I Tasted the Future of Food…and It’s Bugs

I Tasted the Future of Food…and It’s Bugs


Last weekend, the Food Loves Tech expo featured dozens of companies using technology and future-forward concepts such as sustainability to create really innovative food products and services. One of the big pushes at the expo was the idea of insects as food.

Bugs were in fact, big at the event.

My first ever intentional consumption of insects was at the booth of Home Grown Cricket Farm. The company makes a do-it-yourself cricket farm kit that is targeted to urban farmers. The idea is to give individuals a way to grow their own protein at home.

A plate of dried crickets was at the center of the booth. The insects were fully intact–legs and antennae attached.

I grabbed a couple and just popped them into my mouth. Crunchy and lightly salted, they had a slight nutty flavor–somewhere between a rice cracker and popcorn. However, I didn’t like the fact that the legs and antennae got stuck between my teeth.

Next, I moved to an exhibit booth occupied by One Hop Kitchen. The Canadian-based startup is on a mission to promote insects as sources of protein by making pasta sauces. The company offers a bolognese sauce made from crickets and the other from mealworms–fat, meaty beetle larva.

Co-founder Eli Cadesky offered me samplings of the two insect-based sauces, versus a plain, store-bought tomato sauce.

Ground insect “meat”:

The cricket bolognese was my favorite, actually.
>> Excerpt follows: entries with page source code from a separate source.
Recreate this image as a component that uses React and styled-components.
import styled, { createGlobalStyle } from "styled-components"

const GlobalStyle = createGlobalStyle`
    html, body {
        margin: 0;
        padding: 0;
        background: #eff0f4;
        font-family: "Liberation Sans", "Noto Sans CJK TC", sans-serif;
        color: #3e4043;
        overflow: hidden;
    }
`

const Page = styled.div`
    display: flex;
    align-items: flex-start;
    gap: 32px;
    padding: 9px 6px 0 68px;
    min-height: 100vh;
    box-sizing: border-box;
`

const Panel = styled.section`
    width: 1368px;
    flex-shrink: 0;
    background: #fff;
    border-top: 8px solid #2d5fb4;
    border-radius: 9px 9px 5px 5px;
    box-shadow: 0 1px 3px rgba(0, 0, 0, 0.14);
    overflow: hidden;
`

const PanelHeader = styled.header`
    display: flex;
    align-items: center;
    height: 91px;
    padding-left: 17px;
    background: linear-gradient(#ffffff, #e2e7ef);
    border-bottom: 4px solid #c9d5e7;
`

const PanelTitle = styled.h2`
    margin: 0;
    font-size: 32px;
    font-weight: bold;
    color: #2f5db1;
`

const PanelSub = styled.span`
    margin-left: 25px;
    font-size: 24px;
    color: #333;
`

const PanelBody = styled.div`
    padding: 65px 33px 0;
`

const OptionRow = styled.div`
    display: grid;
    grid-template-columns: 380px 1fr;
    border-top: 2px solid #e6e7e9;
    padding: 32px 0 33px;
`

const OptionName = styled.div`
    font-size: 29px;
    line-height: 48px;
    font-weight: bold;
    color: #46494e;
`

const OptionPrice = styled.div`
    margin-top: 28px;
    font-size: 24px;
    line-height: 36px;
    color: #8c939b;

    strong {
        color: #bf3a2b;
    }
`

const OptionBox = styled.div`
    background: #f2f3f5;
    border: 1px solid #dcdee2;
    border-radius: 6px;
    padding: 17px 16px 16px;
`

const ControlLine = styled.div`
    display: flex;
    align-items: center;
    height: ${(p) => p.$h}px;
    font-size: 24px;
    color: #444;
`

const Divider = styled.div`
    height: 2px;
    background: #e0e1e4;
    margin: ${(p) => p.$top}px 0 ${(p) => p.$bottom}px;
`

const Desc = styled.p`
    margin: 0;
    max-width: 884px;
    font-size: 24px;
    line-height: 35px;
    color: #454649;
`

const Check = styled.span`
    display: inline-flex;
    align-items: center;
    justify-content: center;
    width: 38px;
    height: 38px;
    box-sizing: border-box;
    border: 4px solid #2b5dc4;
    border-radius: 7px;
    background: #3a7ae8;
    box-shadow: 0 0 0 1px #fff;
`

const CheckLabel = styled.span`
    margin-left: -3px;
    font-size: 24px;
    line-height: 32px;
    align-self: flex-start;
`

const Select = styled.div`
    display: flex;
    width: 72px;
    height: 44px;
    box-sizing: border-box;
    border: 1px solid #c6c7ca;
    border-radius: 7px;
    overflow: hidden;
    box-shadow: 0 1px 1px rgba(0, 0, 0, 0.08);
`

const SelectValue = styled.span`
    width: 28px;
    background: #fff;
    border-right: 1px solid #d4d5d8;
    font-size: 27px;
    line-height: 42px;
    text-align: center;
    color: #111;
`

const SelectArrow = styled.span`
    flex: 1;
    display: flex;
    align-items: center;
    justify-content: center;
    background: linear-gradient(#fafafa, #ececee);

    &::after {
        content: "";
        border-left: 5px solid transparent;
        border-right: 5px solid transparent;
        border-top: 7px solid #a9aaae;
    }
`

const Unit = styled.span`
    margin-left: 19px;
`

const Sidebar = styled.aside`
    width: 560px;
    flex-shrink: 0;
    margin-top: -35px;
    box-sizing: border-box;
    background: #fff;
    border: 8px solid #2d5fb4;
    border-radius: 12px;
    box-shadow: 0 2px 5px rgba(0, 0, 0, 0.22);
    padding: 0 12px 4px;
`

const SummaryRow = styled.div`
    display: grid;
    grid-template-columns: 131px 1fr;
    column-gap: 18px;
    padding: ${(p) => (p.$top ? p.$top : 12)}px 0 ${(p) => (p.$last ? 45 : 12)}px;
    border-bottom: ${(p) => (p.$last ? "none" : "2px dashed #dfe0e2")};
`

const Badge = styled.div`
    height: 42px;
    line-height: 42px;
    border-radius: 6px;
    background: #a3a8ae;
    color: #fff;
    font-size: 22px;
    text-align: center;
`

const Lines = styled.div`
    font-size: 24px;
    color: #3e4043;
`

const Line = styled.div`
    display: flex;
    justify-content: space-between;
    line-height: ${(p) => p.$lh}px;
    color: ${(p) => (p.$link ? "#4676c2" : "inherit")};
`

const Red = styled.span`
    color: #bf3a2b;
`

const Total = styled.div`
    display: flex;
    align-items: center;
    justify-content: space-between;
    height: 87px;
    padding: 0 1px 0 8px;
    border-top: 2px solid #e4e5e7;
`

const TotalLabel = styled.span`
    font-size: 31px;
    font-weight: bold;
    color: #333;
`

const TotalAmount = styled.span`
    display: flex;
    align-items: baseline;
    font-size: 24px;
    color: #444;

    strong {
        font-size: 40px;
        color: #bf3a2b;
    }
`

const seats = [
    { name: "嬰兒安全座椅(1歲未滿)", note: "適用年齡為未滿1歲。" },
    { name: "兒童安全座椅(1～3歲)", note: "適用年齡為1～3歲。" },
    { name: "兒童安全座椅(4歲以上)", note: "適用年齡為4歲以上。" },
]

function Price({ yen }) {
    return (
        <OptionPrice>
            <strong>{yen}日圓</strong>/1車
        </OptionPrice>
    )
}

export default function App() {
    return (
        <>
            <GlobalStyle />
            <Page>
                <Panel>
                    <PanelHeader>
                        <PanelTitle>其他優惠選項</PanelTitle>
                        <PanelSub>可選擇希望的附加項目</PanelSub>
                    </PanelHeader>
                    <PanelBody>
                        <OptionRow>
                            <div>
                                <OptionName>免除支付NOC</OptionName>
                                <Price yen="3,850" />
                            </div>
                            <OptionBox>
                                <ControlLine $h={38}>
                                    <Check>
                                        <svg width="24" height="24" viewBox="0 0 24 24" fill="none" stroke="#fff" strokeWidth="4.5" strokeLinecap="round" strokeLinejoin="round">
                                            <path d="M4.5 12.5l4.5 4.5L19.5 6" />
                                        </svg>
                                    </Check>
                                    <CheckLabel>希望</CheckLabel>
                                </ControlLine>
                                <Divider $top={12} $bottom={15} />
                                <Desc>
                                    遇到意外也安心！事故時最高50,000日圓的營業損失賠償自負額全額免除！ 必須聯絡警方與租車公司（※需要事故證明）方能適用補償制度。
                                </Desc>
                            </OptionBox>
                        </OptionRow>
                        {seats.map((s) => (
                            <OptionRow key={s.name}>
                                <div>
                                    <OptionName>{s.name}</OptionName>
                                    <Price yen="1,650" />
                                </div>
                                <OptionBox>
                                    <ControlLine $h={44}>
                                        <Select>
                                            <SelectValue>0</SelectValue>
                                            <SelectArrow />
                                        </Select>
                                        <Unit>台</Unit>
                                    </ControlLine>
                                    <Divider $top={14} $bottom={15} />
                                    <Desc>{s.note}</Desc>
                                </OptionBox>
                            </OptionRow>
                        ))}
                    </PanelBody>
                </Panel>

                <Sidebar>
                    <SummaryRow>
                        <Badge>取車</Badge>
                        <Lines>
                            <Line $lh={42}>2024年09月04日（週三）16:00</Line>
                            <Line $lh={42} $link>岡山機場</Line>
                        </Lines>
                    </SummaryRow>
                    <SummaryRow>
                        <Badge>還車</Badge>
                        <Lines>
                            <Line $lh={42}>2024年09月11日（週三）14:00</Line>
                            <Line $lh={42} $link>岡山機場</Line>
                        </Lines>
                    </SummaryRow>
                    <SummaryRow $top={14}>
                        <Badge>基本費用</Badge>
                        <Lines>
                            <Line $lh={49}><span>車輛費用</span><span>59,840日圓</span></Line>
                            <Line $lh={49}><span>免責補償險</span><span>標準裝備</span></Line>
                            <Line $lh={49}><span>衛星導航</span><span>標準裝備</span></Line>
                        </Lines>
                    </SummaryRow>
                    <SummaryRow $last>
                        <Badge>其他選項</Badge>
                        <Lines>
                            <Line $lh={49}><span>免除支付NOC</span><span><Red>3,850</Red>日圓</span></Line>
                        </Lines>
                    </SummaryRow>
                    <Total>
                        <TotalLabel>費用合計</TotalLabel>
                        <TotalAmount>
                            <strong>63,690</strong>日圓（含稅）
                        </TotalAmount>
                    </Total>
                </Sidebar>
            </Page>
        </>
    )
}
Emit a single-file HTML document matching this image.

It had a flavor reminiscent of pine nuts added to tomato sauce and was tastier than the store-bought.

The mealworm sauce tasted a lot like sauce made with ground beef. I’ve been a vegetarian for over two decades and it actually tasted a little too much like red meat for my taste, which for carnivores is probably a good thing.

With virtually no fat, high nutrition, lots of protein, and no significant impact on the environment, insects are seriously being promoted as the future of food.